Yes. And just just a quick plug for Wilberforce Academy. And this is the ministry that our dear friend Bob Osburn was the founder of and in Minneapolis, we've had Bob on the podcast here multiple times.
Yeah. So their mentees, you know, they mentor a lot of international students who have gone through the US school system, and they go back to their countries of origin, and do a lot of ministry. Not necessarily in the church, the sacred, quote unquote "sacred" side. A lot of them run schools or a lot of them work with children. And a lot of them have to deal with culture. And so I just wanted to give those lay people who are not musicians, or who have no interest in being a musician, some kind of a biblical framework, where they can pastor and nurture musically gifted, inclined students in their midst. Or how to make sure that we don't reduce this gift of music to just propaganda and utilitarian, functional, fill in the dead time thing, how can it really be a source of spiritual food and spiritual weapon. So those are the questions that I have. And if that does get finished, then I do launch it in the fall. It will be announced next Friday, during the concert.
We'll look forward to seeing that when you're finished with it.
Jenny. What an honor to have you with us today. Just so rich, incredible. And we're looking forward to being in your part of the world next week and seeing each other face to face. So anyways, we look forward to the exciting opportunity to meet you in the launch of Darraw's new book, the aall of balladeers, "The Call for Balladeers." That would be the call for balladeers.com, right, Tim?
A call for balladeers.
Acallforballadeers.com.
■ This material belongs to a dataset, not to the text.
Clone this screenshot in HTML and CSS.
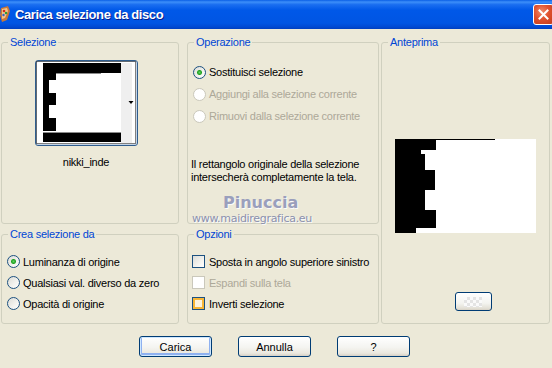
FILE: index.html
```html
<!DOCTYPE html>
<html lang="it">
<head>
    <meta charset="UTF-8">
    <title>Carica selezione da disco</title>
    <link rel="stylesheet" href="styles.css">
</head>
<body>
    <div class="window">
        <div class="titlebar">
            <svg class="app-icon" width="11" height="18" viewBox="0 0 11 18">
                <path d="M1 3 L8 1 L10 6 L7 15 L2 17 L0 10 Z" fill="#c8783a"/>
                <path d="M2 4 L7 3 L8 6 L5 13 L2 14 Z" fill="#f3c48a"/>
                <circle cx="4" cy="6" r="1.3" fill="#d0301e"/>
                <circle cx="6" cy="8" r="1.2" fill="#2a9a34"/>
                <circle cx="3.5" cy="10" r="1.2" fill="#2f5fd0"/>
            </svg>
            <span class="title">Carica selezione da disco</span>
            <span class="close">
                <svg width="11" height="11" viewBox="0 0 11 11">
                    <path d="M1.5 1.5 L9.5 9.5 M9.5 1.5 L1.5 9.5" stroke="#fff" stroke-width="2" stroke-linecap="square"/>
                </svg>
            </span>
        </div>

        <div class="content">
            <fieldset class="group sel">
                <legend>Selezione</legend>
                <div class="sel-body">
                    <div class="thumb">
                        <svg width="101" height="84" viewBox="0 0 101 84">
                            <rect x="2" y="2" width="95" height="80" fill="#fff"/>
                            <rect x="85" y="2" width="11" height="80" fill="#efefef"/>
                            <rect x="7" y="2" width="78" height="10" fill="#000"/>
                            <path d="M7 12 H20 V19 H13 V32 H20 V44 H13 V57 H20 V70 H7 Z" fill="#000"/>
                            <rect x="20" y="12" width="45" height="1" fill="#8a8a8a"/>
                            <rect x="7" y="71" width="78" height="1" fill="#8a8a8a"/>
                            <rect x="7" y="72" width="78" height="9" fill="#000"/>
                            <path d="M92.5 40 H97.5 L95 43 Z" fill="#000"/>
                            <rect x="0.5" y="0.5" width="99" height="82" fill="none" stroke="#000" stroke-dasharray="1 1"/>
                        </svg>
                    </div>
                    <div class="thumb-name">nikki_inde</div>
                </div>
            </fieldset>

            <fieldset class="group op">
                <legend>Operazione</legend>
                <div class="op-body">
                    <label class="opt"><input type="radio" name="op" checked>Sostituisci selezione</label>
                    <label class="opt off"><input type="radio" name="op" disabled>Aggiungi alla selezione corrente</label>
                    <label class="opt off"><input type="radio" name="op" disabled>Rimuovi dalla selezione corrente</label>
                    <p class="note">Il rettangolo originale della selezione<br>intersecherà completamente la tela.</p>
                </div>
            </fieldset>

            <fieldset class="group preview">
                <legend>Anteprima</legend>
                <div class="preview-body">
                    <svg class="preview-img" width="141" height="94" viewBox="0 0 141 94">
                        <rect width="141" height="94" fill="#fff"/>
                        <rect width="100" height="1" fill="#000"/>
                        <path d="M0 0 H41 V11 H26 V15 H30 V31 H40 V51 H30 V71 H41 V89 H21 V94 H0 Z" fill="#000"/>
                    </svg>
                    <button class="bg-btn"><span class="checker"></span></button>
                </div>
            </fieldset>

            <fieldset class="group crea">
                <legend>Crea selezione da</legend>
                <div class="crea-body">
                    <label class="opt"><input type="radio" name="src" checked>Luminanza di origine</label>
                    <label class="opt"><input type="radio" name="src">Qualsiasi val. diverso da zero</label>
                    <label class="opt"><input type="radio" name="src">Opacità di origine</label>
                </div>
            </fieldset>

            <fieldset class="group opzioni">
                <legend>Opzioni</legend>
                <div class="opzioni-body">
                    <label class="opt chk"><input type="checkbox">Sposta in angolo superiore sinistro</label>
                    <label class="opt chk off"><input type="checkbox" disabled>Espandi sulla tela</label>
                    <label class="opt chk"><input type="checkbox" class="hot">Inverti selezione</label>
                </div>
            </fieldset>
        </div>

        <div class="buttons">
            <button class="btn default">Carica</button>
            <button class="btn">Annulla</button>
            <button class="btn">?</button>
        </div>

        <div class="watermark">
            <div class="wm-name">Pinuccia</div>
            <div class="wm-site">www.maidiregrafica.eu</div>
        </div>
    </div>
</body>
</html>
```

FILE: styles.css
```css
body {
    margin: 0;
    font-family: "Liberation Sans", Arial, sans-serif;
    font-size: 11px;
    letter-spacing: -0.25px;
    color: #000;
}
.window {
    position: relative;
    width: 552px;
    height: 368px;
    background-color: #ece9d8;
    overflow: hidden;
}
.titlebar {
    height: 29px;
    display: flex;
    align-items: center;
    background: linear-gradient(to bottom, #0a5fe6 0%, #3d8ff9 7%, #1a6ef0 16%, #0058e8 35%, #0055e3 80%, #0049d2 93%, #003fbf 100%);
}
.app-icon {
    margin-left: 0;
    margin-top: -1px;
}
.title {
    margin-left: 4px;
    color: #fff;
    font-weight: bold;
    font-size: 13px;
    letter-spacing: -0.4px;
    text-shadow: 1px 1px 0 #0a1e8c;
}
.close {
    margin-left: auto;
    margin-right: -2px;
    width: 19px;
    height: 19px;
    display: flex;
    align-items: center;
    justify-content: center;
    border: 1px solid #fff;
    border-radius: 3px;
    background: radial-gradient(circle at 40% 35%, #f08a6a 0%, #e0512e 45%, #c13a1a 100%);
}
.content {
    display: grid;
    grid-template-columns: 178px 8px 192px 2px 169px;
    grid-template-rows: 188px 4px 96px;
    padding: 7px 0 0 1px;
}
.group {
    margin: 0;
    padding: 0;
    min-width: 0;
    border: 1px solid #d0d0bf;
    border-radius: 3px;
}
.group legend {
    margin-left: 6px;
    padding: 0 2px;
    line-height: 13px;
    color: #0046d5;
}
.sel { grid-column: 1; grid-row: 1; }
.op { grid-column: 3; grid-row: 1; }
.preview { grid-column: 5; grid-row: 1 / span 3; }
.crea { grid-column: 1; grid-row: 3; }
.opzioni { grid-column: 3; grid-row: 3; }

.sel-body {
    display: flex;
    flex-direction: column;
    align-items: center;
    padding: 11px 8px 0 0;
}
.thumb {
    width: 101px;
    height: 84px;
    border: 1px solid #2f5d8e;
    border-radius: 3px;
    background: #fff;
    box-shadow: inset 0 0 0 1px #c3d3e6;
}
.thumb svg {
    display: block;
}
.thumb-name {
    margin-top: 10px;
    line-height: 13px;
}

.opt {
    display: flex;
    align-items: center;
    gap: 3px;
    height: 21px;
    white-space: nowrap;
}
.opt.off {
    color: #aca899;
}
.opt input {
    appearance: none;
    -webkit-appearance: none;
    margin: 0;
    width: 13px;
    height: 13px;
    flex: none;
    border: 1px solid #1c5180;
    background: linear-gradient(135deg, #dcdcd7 0%, #f3f3ef 60%, #fff 100%);
}
.opt input[type="radio"] {
    border-radius: 50%;
}
.opt input[type="radio"]:checked {
    background: radial-gradient(circle at 50% 50%, #5ed463 0, #21a121 2px, rgba(33, 161, 33, 0) 3px), linear-gradient(135deg, #dcdcd7 0%, #f3f3ef 60%, #fff 100%);
}
.opt input:disabled {
    border-color: #cac8bb;
    background: #fff;
}
.opt.chk {
    gap: 4px;
}
.opt input.hot {
    box-shadow: inset 0 0 0 2px #f8b636;
    background: #fdf3dc;
}

.op-body {
    padding: 12px 0 0 3px;
}
.op-body .opt {
    height: 22px;
    padding-left: 2px;
}
.note {
    margin: 31px 0 0;
    line-height: 13px;
}

.preview-body {
    display: flex;
    flex-direction: column;
    align-items: center;
    padding-top: 90px;
}
.preview-img {
    display: block;
}
.bg-btn {
    margin: 59px 0 0 15px;
    width: 37px;
    height: 19px;
    padding: 0;
    display: flex;
    align-items: center;
    justify-content: center;
    border: 1px solid #003c74;
    border-radius: 3px;
    background: linear-gradient(to bottom, #fff 0%, #f4f4f0 60%, #e3e0d6 90%, #d6d0c5 100%);
}
.checker {
    width: 18px;
    height: 10px;
    background-color: #fafafa;
    background-image: linear-gradient(45deg, #e4e4e4 25%, transparent 25%, transparent 75%, #e4e4e4 75%), linear-gradient(45deg, #e4e4e4 25%, transparent 25%, transparent 75%, #e4e4e4 75%);
    background-size: 6px 6px;
    background-position: 0 0, 3px 3px;
}

.crea-body {
    padding: 10px 0 0 5px;
}
.opzioni-body {
    padding: 10px 0 0 4px;
}

.buttons {
    display: flex;
    justify-content: center;
    gap: 26px;
    margin-top: 12px;
    padding-right: 3px;
}
.btn {
    width: 73px;
    height: 21px;
    padding: 0;
    font-family: "Liberation Sans", Arial, sans-serif;
    font-size: 11px;
    color: #000;
    border: 1px solid #003c74;
    border-radius: 3px;
    background: linear-gradient(to bottom, #fff 0%, #f4f4f0 55%, #ebe8df 85%, #d6d0c5 100%);
}
.btn.default {
    box-shadow: inset 0 0 0 1px #cee7ff, inset 0 -1px 0 2px #8fb1f0;
}

.watermark {
    position: absolute;
    left: 192px;
    top: 194px;
    color: #9a9fbc;
    text-shadow: 1px 1px 0 #fbfbfb;
    font-family: "DejaVu Sans", sans-serif;
    letter-spacing: 0;
}
.wm-name {
    margin-left: 31px;
    font-size: 16px;
    font-weight: bold;
    line-height: 18px;
}
.wm-site {
    font-size: 11px;
    letter-spacing: -0.3px;
    line-height: 13px;
    color: #8a90ad;
}
```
And so we're excited about that, too. Yeah, exactly. Jenny, thank you so much. We'd love to have you back. And boy, I know we just kind of scratched the surface on some of the things we'd love to explore further with you. So if you don't mind, we might bug you again by coming back on the podcast.
Thank you, Jenny. And we'll see you end of next week.
Okay, sounds good.
And thank you all for listening to another episode of Ideas Have Consequences the podcast of the Disciple Nations Alliance.